We have owned the PowerShares Water Portfolio (NASDAQ:PHO) since that fund started. It is a boring hold yet over its life it is up 28% versus 6% for the S&P 500 (NYSEARCA:SPY) [neither figure includes dividends]. Market Vectors Agribusiness ETF (NYSEARCA:MOO), which is also a client holding, is up 25% since it's inception in 2007 versus an almost 12% decline for the S&P 500. You may draw a different conclusion but I believe these spaces have done better than the market because of the visibility for growing demand and the questions of supply constraints. Back to the Grantham letter, I had a thought that I am still trying to sort out. Many of the shortages Grantham writes about will come, he believes, from warmer weather and less rain. If countries need rain to grow crops (seed modification and farming efficiencies notwithstanding) then maybe we should invest in places where it rains a lot?

Among other destinations this would include Canada, which has a shockingly disproportionate amount of water, New Zealand, several countries in Asia and probably a couple of places in Africa. Here I am focusing on countries where they grow stuff. Does it rain in Tanzania? They grow stuff and just opened a stock market there--that is something to look into. There are of course other places. If there is anything to this, Canada (for example) won't have to confront the consequences of a meaningful drought.

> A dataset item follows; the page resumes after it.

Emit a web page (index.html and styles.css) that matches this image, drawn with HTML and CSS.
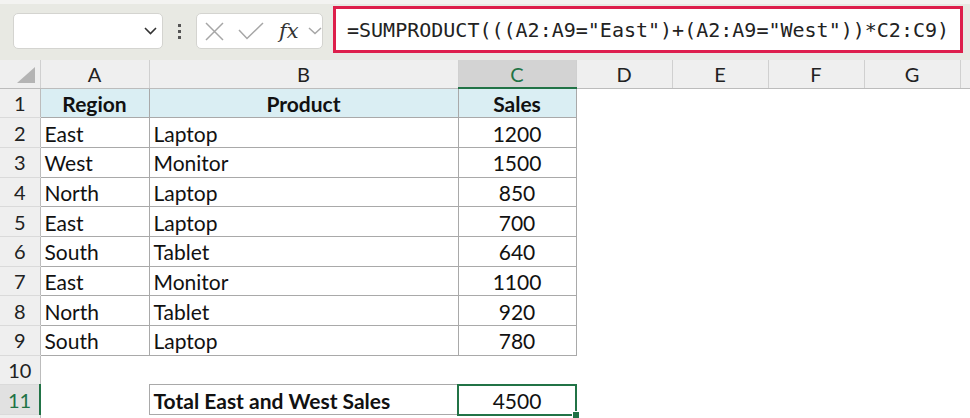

I realize anything is possible but the idea here is a sort of brainstorming process. There are obviously plenty of ETFs and individual stocks to express this in a portfolio. Simple country funds would allow for capturing the benefit at the country level for this good fortune, niche funds would be a way to tap more directly into the theme and individual stocks would offer a way in to the narrowest part of the theme that I can think of, which is the Asian plantation stocks. I would note that the Global X Farming ETF (BARN) has at least 10% in small cap Asian plantations. This is an evolving thought, hopefully more to come.